Are vacuum fluctuations really happening all the time?

I think it’s possible to give a beginners guide to what is meant by vacuum fluctuations, but it necessarily involves taking a few liberties so bear that in mind in what follows.

Before we start let’s remind ourselves of the following key point about superpositions. Suppose we have an operator $\hat{n}$ with eigenfunctions $\psi_i$ and we place it in a superposition:

$$ \Psi = a_0\psi_0 + a_1\psi_1 + \, … $$

Then when we do a measurement of the system using our operator $\hat{n}$ the suprposition will collapse and we will find it on one of the eigenstates $\psi_i$. The probability of finding it in that state is $a_i^2$.

Now suppose we do a measurement, then put the system back into the same superposition and do a second measurement, and keep repeating this. Our measurements will return different results depending on which of the eigenstates the superposition collapses into, so it looks as if our system is fluctuating i.e. changing with time. But of course it isn’t - this is just how quantum measurement works, and we’ll see that something similar to this is responsible for the apparent vacuum fluctuations.

Now let’s turn to quantum field theory, and as usual we’ll start with a non-interacting scalar field as that’s the simplest case. When we quantise the field we find it has an infinite number of states. These states are called Fock states and these Fock states are vectors in a Fock space, just as the states for regular QM are vectors in a Hilbert space. Each Fock state has a well defined number of particles, and there is a number operator $\hat{n}$ that returns the number of particles for a state. There is a vacuum state $\vert 0 \rangle$ that has no particles i.e. $\hat{n}\vert 0\rangle = 0$.

Suppose we consider a state of the scalar field that is a superposition of Fock states with different numbers of particles:

$$ \vert X\rangle = a_0\vert 0\rangle + a_1\vert 1\rangle +\, … $$

If we apply the number operator it will randomly collapse the superposition to one of the Fock states and return the number of particles in that state. But because this is a random process, if we repeat the experiment we will get a different number of particles each time and it looks as if the number of particles in the state is fluctuating. But there is nothing fluctuating about our state $\vert X\rangle$ and the apparent fluctuations are just a consequence of the random collapse of a superposition.
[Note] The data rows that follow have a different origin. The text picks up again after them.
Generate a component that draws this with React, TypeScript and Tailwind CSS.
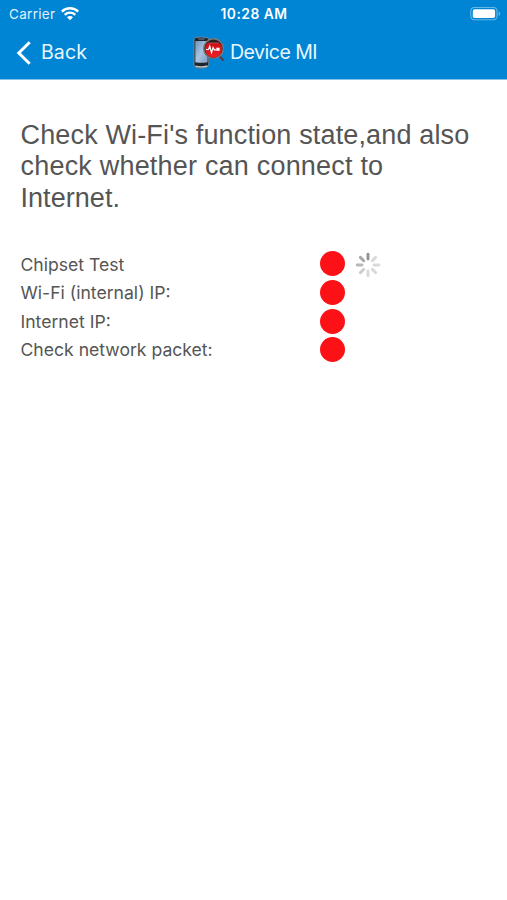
const headingLines = [
  { text: "Check Wi-Fi's function state,and also", spacing: 'tracking-[0.15px]' },
  { text: 'check whether can connect to', spacing: 'tracking-[0.2px]' },
  { text: 'Internet.', spacing: 'tracking-[0.05px]' },
];

const rows = [
  { label: 'Chipset Test', height: 'h-[29px]', shift: 'pt-[2px]', busy: true },
  { label: 'Wi-Fi (internal) IP:', height: 'h-[29px]', shift: 'pt-px', busy: false },
  { label: 'Internet IP:', height: 'h-[28px]', shift: 'pt-[2px]', busy: false },
  { label: 'Check network packet:', height: 'h-[29px]', shift: 'pt-px', busy: false },
];

const spokes = ['#929292', '#d9d9d9', '#d9d9d9', '#d9d9d9', '#d9d9d9', '#cdcdcd', '#b8b8b8', '#a6a6a6'];

function Spinner() {
  return (
    <svg className="ml-[10px] mt-[2px] h-[26px] w-[26px] shrink-0" viewBox="-13 -13 26 26">
      {spokes.map((color, i) => (
        <line key={i} x1="0" y1="-6" x2="0" y2="-10.8" stroke={color} strokeWidth="2.9" strokeLinecap="round" transform={`rotate(${i * 45})`} />
      ))}
    </svg>
  );
}

function WifiIcon() {
  return (
    <svg className="ml-[6px] h-[14px] w-[18px]" viewBox="0 0 18 14" fill="none" stroke="#fff">
      <path d="M0.8 4.6C5.4 0.2 12.6 0.2 17.2 4.6" strokeWidth="2.5" />
      <path d="M3.7 7.8C6.7 5 11.3 5 14.3 7.8" strokeWidth="2.3" />
      <path d="M9 13.2 6 10.2C7.6 8.7 10.4 8.7 12 10.2Z" fill="#fff" stroke="none" />
    </svg>
  );
}

function BatteryIcon() {
  return (
    <svg className="h-[14px] w-[31px]" viewBox="0 0 31 14">
      <rect x="0.8" y="0.4" width="26.2" height="12.4" rx="3.6" fill="none" stroke="#66b6e6" strokeWidth="1.1" />
      <rect x="2.8" y="2.3" width="22.3" height="8.7" rx="1.8" fill="#fff" />
      <path d="M28.6 4.4c2.2.8 2.2 3.6 0 4.4z" fill="#66b6e6" />
    </svg>
  );
}

function AppLogo() {
  return (
    <svg className="h-[34px] w-[33px]" viewBox="0 0 33 34">
      <defs>
        <linearGradient id="screen" x1="0" y1="0" x2="1" y2="1">
          <stop offset="0" stopColor="#6f93b8" />
          <stop offset="0.5" stopColor="#a9c4e0" />
          <stop offset="1" stopColor="#7f9fc2" />
        </linearGradient>
        <linearGradient id="lens" x1="0" y1="0" x2="0" y2="1">
          <stop offset="0" stopColor="#c70f14" />
          <stop offset="1" stopColor="#ee2026" />
        </linearGradient>
      </defs>
      <path d="M3.4 1.7Q9.5.1 15.4 1.9q1.3.4 1.3 2v24.1q0 2.6-2.4 3.4-5.4 1.5-10.2.3-2-.5-2-2.7V3.8q0-1.7 1.3-2.1Z" fill="#1d242c" stroke="#8e979f" strokeWidth="0.7" />
      <path d="M3.3 4.9h12.3v21.3q-6 1.2-12.3 0Z" fill="url(#screen)" />
      <path d="M3.4 30.2q5.8 1.5 12-.2" stroke="#c3c7ca" strokeWidth="1.5" fill="none" />
      <path d="M6.5 3h6" stroke="#9ba6b0" strokeWidth="0.8" />
      <path d="m27.3 20 3.7 4" stroke="#5e3c45" strokeWidth="2.1" strokeLinecap="round" />
      <circle cx="21.5" cy="12.6" r="9.8" fill="#2a2226" stroke="#7d7779" strokeWidth="1.4" />
      <path d="M12.9 12.8C13.1 10.2 14.2 8.1 15.4 6.9H27.6C29.4 8.4 30.2 10.4 30.2 12.8a8.6 8.6 0 0 1-17.3 0Z" fill="url(#lens)" />
      <path d="M16.5 7h10.3" stroke="#e65c5f" strokeWidth="0.7" />
      <path d="M14 13.5h2.5l1.3-3.3 1.7 6.4 1.6-5 1.2 2.3h2" fill="none" stroke="#fff" strokeWidth="1.2" />
      <rect x="24.3" y="11.7" width="3.3" height="3.1" fill="#fff" />
    </svg>
  );
}

export default function App() {
  return (
    <div className="flex h-[900px] w-[507px] flex-col overflow-hidden bg-white font-['Inter',sans-serif]">
      <header className="h-[80px] border-b border-[#82c2ea] bg-[#0085d4] text-white">
        <div className="grid h-[28px] grid-cols-3 items-center pl-[9px] pr-[6px] text-[13px]">
          <div className="flex items-center">
            <span className="pt-px text-[13.5px] tracking-[0.3px] text-[#e0f2ff]">Carrier</span>
            <WifiIcon />
          </div>
          <div className="pr-[2px] text-center text-[13.8px] font-semibold tracking-[0.5px]">10:28 AM</div>
          <div className="flex justify-end"><BatteryIcon /></div>
        </div>
        <div className="flex h-[49px] items-center text-[19.5px] text-[#e9f7ff]">
          <button className="flex w-[192px] items-center pl-[16px]">
            <svg className="mr-[9px] h-[24px] w-[16px]" viewBox="0 0 16 24" fill="none" stroke="#fff" strokeWidth="3">
              <path d="M13.7 1.2 2.8 12 13.7 22.8" />
            </svg>
            <span className="pt-px tracking-[0.1px]">Back</span>
          </button>
          <AppLogo />
          <span className="ml-[5px] whitespace-nowrap pt-px tracking-[-0.5px]">Device MI</span>
        </div>
      </header>
      <main className="px-[20.5px] pt-[40px] text-[#555]">
        <h1 className="font-['Liberation_Sans',sans-serif] text-[27px] leading-[31.3px]">
          {headingLines.map((line) => (
            <span key={line.text} className={`block whitespace-nowrap ${line.spacing}`}>{line.text}</span>
          ))}
        </h1>
        <div className="mt-[35.6px]">
          {rows.map((row) => (
            <div key={row.label} className={`flex items-center ${row.height}`}>
              <span className={`w-[299px] whitespace-nowrap text-[17.6px] ${row.shift}`}>{row.label}</span>
              <span className="h-[25px] w-[25px] shrink-0 rounded-full bg-[#fb1116]" />
              {row.busy && <Spinner />}
            </div>
          ))}
        </div>
      </main>
    </div>
  );
}
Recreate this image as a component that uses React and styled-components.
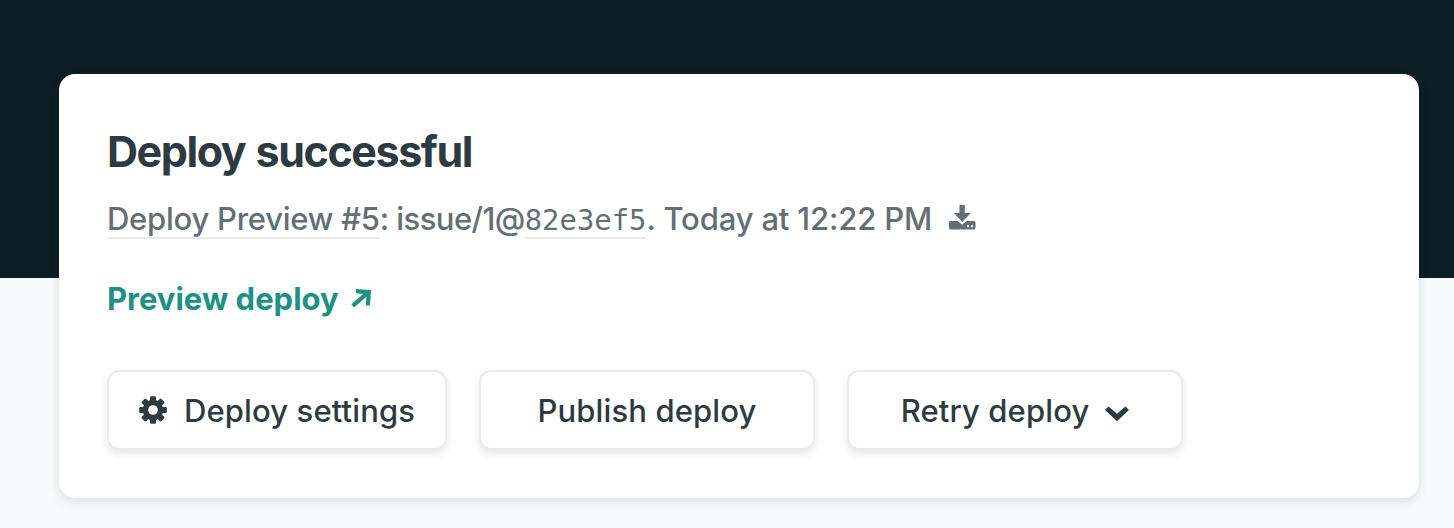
import React from "react";
import styled, { createGlobalStyle } from "styled-components";

const GlobalStyle = createGlobalStyle`
  * { box-sizing: border-box; }
  body { margin: 0; background: #f7fbfc; }
  svg { display: block; flex: none; }
`;

const Page = styled.div`
  height: 528px;
  padding: 74px 35px 30px 59px;
  overflow: hidden;
  background: linear-gradient(#0e1e25 278px, #f7fbfc 278px);
  font-family: Inter, "Liberation Sans", sans-serif;
  color: #2d3b41;
`;

const Card = styled.section`
  height: 424px;
  padding: 48px;
  border-radius: 16px;
  background: #fff;
  box-shadow: 0 4px 12px rgba(14, 30, 37, 0.12);
`;

const Title = styled.h1`
  margin: 0;
  height: 60px;
  line-height: 58px;
  font-size: 43px;
  font-weight: 700;
  letter-spacing: -1.43px;
  word-spacing: 1.5px;
  white-space: nowrap;
`;

const Meta = styled.div`
  display: flex;
  align-items: center;
  height: 48px;
  margin-top: 14px;
  line-height: 36px;
  font-size: 31px;
  font-weight: 500;
  letter-spacing: -0.25px;
  color: #646e73;
  white-space: pre;

  svg { margin: -5px 0 0 17px; }
`;

const MetaText = styled.span`
  height: 38px;
  letter-spacing: ${(p) => p.$tracking || -0.16}px;
`;

const MetaLink = styled.a`
  height: 38px;
  border-bottom: 2px solid #e9ebeb;
`;

const Hash = styled(MetaLink)`
  font-family: "DejaVu Sans Mono", monospace;
  font-size: 28.8px;
  font-weight: 400;
  line-height: 38px;
  letter-spacing: 0.05px;
`;

const PreviewLink = styled.a`
  display: flex;
  align-items: center;
  height: 48px;
  margin-top: 30px;
  font-size: 31px;
  font-weight: 700;
  letter-spacing: 0;
  color: #1e9184;

  svg { margin-left: 12px; }
`;

const Actions = styled.div`
  display: flex;
  gap: 32px;
  margin-top: 48px;
`;

const Button = styled.button`
  display: flex;
  align-items: center;
  justify-content: center;
  gap: ${(p) => p.$gap || 0}px;
  width: ${(p) => p.$width}px;
  height: 80px;
  padding: 0;
  border: 2px solid #e9ebeb;
  border-radius: 12px;
  background: #fff;
  box-shadow: 0 4px 8px rgba(14, 30, 37, 0.1);
  font: 500 31px Inter, "Liberation Sans", sans-serif;
  letter-spacing: 0.12px;
  color: #2d3b41;
  white-space: nowrap;
`;

const DownloadIcon = () => (
  <svg width="27" height="25" viewBox="0 0 27 25" fill="currentColor">
    <path d="M10.5 0h5.3v8h6L13.2 17 4.8 8h5.7z" />
    <path
      fillRule="evenodd"
      d="M1.5 16h7.2l4.5 3.8 4.5-3.8h7.2q1.6 0 1.6 1.6v5.2q0 1.7-1.6 1.7H1.6Q0 24.5 0 22.8v-5.2Q0 16 1.5 16zM18 20.2v2h2v-2zM22 20.2v2h2v-2z"
    />
  </svg>
);

const ExternalIcon = () => (
  <svg width="21" height="20" viewBox="0 0 21 20" fill="currentColor">
    <path d="M5 1 20 2 19 17.5h-4.2l.6-8.8L3 19.5.3 16.3 12.2 5.9 5 5.2z" />
  </svg>
);

const GearIcon = () => (
  <svg width="28" height="28" viewBox="-14 -14 28 28" fill="currentColor">
    <mask id="gear-hole" maskUnits="userSpaceOnUse" x="-14" y="-14" width="28" height="28">
      <rect x="-14" y="-14" width="28" height="28" fill="#fff" />
      <circle r="4.8" fill="#000" />
    </mask>
    <g mask="url(#gear-hole)">
      {[0, 45, 90, 135].map((angle) => (
        <rect key={angle} x="-3" y="-13.8" width="6" height="27.6" rx="1.2" transform={`rotate(${angle})`} />
      ))}
      <circle r="10.3" />
    </g>
  </svg>
);

const ChevronIcon = styled.svg`
  margin-top: 7px;
`;

export default function App() {
  return (
    <>
      <GlobalStyle />
      <Page>
        <Card>
          <Title>Deploy successful</Title>
          <Meta>
            <MetaLink>Deploy Preview #5</MetaLink>
            <MetaText $tracking={-0.55}>: issue/1@</MetaText>
            <Hash>82e3ef5</Hash>
            <MetaText>. Today at 12:22 PM</MetaText>
            <DownloadIcon />
          </Meta>
          <PreviewLink>
            Preview deploy
            <ExternalIcon />
          </PreviewLink>
          <Actions>
            <Button $width={340} $gap={17}>
              <GearIcon />
              Deploy settings
            </Button>
            <Button $width={336}>Publish deploy</Button>
            <Button $width={336} $gap={16}>
              Retry deploy
              <ChevronIcon width="24" height="16" viewBox="0 0 24 16" fill="currentColor">
                <path d="M0 4 3.6.5 12 7.8 20.4.5 24 4 12 15.3z" />
              </ChevronIcon>
            </Button>
          </Actions>
        </Card>
      </Page>
    </>
  );
}
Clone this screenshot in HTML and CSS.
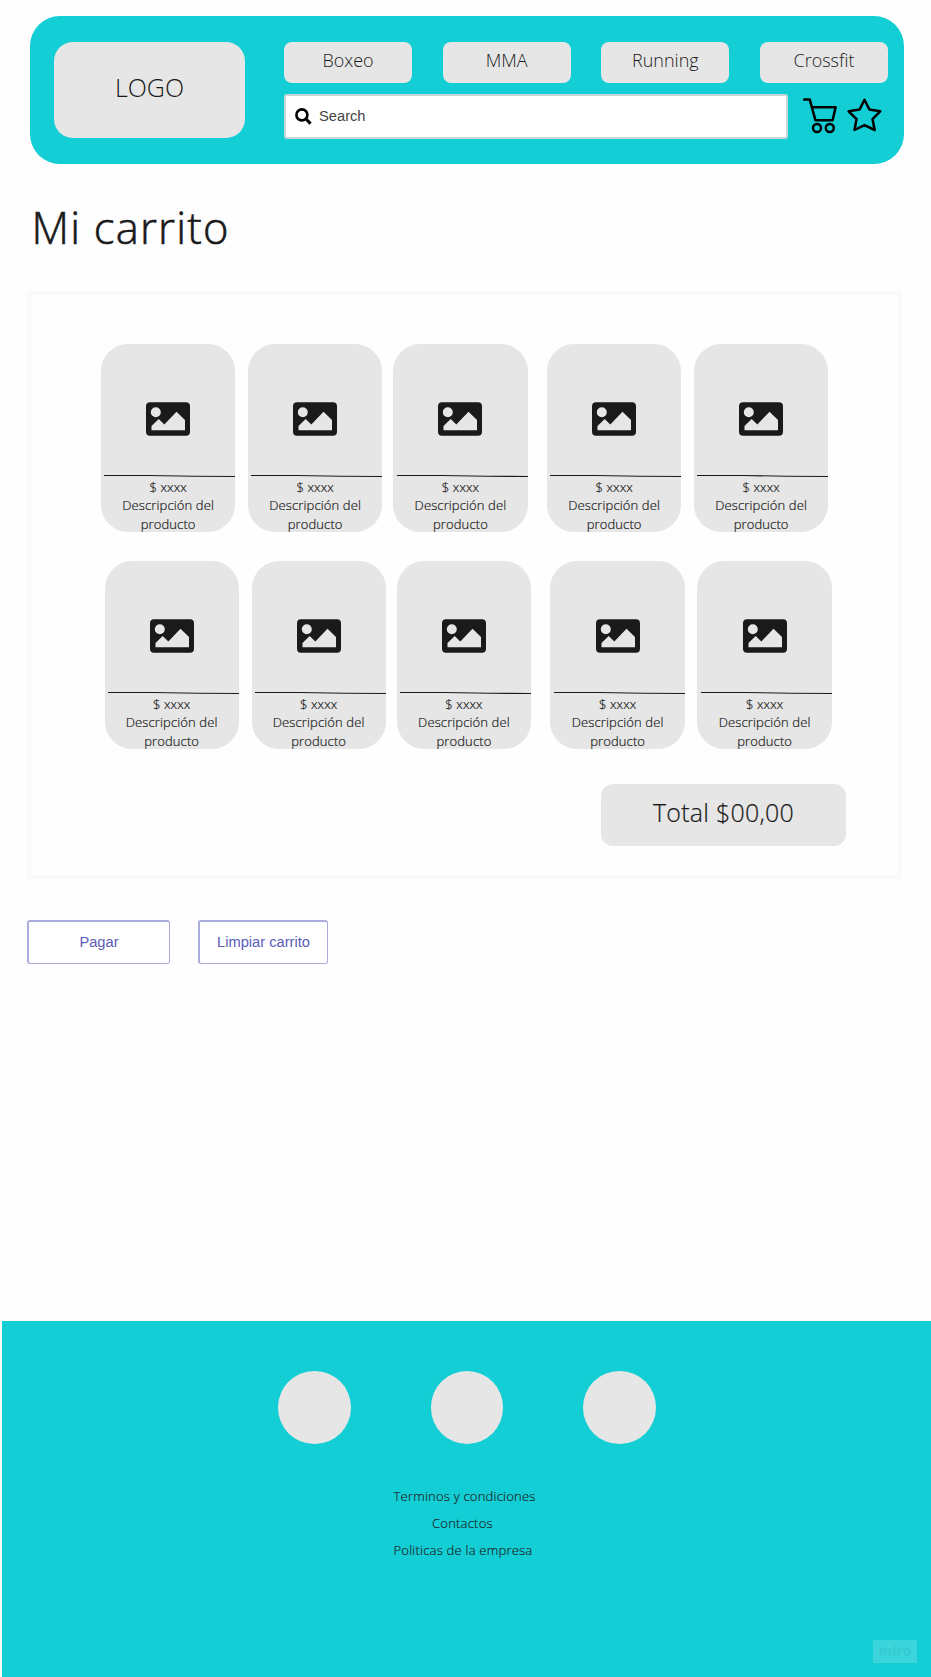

And by now you’ve probably guessed where I’m going with this, though we need to be clear about a few points. The free field is a convenient mathematical object that doesn’t exist in reality - all real fields are interacting. The states of interacting fields are not Fock states and don’t live in a Fock space. In fact we know very little about these states. However we can attempt to represent the vacuum of an interacting field $\vert \Omega\rangle$ as a sum of free field Fock states, and if we do this then applying the number operator to $\vert \Omega\rangle$ will return an effectively random value, just as it would do for a superposition of free field states.

And this is what we mean by vacuum fluctuations for an interacting field. There is nothing fluctuating about the vacuum state, however measurements we make of it will return random values giving the appearance of a time dependent fluctuation. It is the measurement that is fluctuating not the state.

I’ve used the example of the number operator here, but it’s hard to see how the number operator corresponds to any physical measurement so take this just as a conceptual example. However the process I’ve described affects real physical measurements and happens whenever the vacuum is not an eigenstate of the observable measured. For an example of this have a look at Observation of Zero-Point Fluctuations in a Resistively Shunted Josephson Tunnel Junction, Roger H. Koch, D. J. Van Harlingen, and John Clarke, Phys. Rev. Lett. 47, 1216 available as a PDF here.


Particles do not constantly appear out of nothing and disappear shortly after that. This is simply a picture that emerged from taking Feynman diagrams literally. Calculating the energy of the ground state of the field, i.e. the vacuum, involves calculating its so-called vacuum expectation value. In perturbation theory, you achieve this by adding up Feynman diagrams. The Feynman diagrams involved in this process contain internal lines, which are often referred to as "virtual particles". This however does not mean that one should view this as an actual picture of reality. See my answer to this question for a discussion of the nature of virtual particles in general.


It's true that the vacuum ought to be an eigenstate of the full interacting Hamiltonian. But as seen from the perspective of the Hamiltonian of the free theory (all interactions being treated as perturbations around this free theory) the actual ground state is "dressed" by many vacuum fluctuations on top of the free ground state.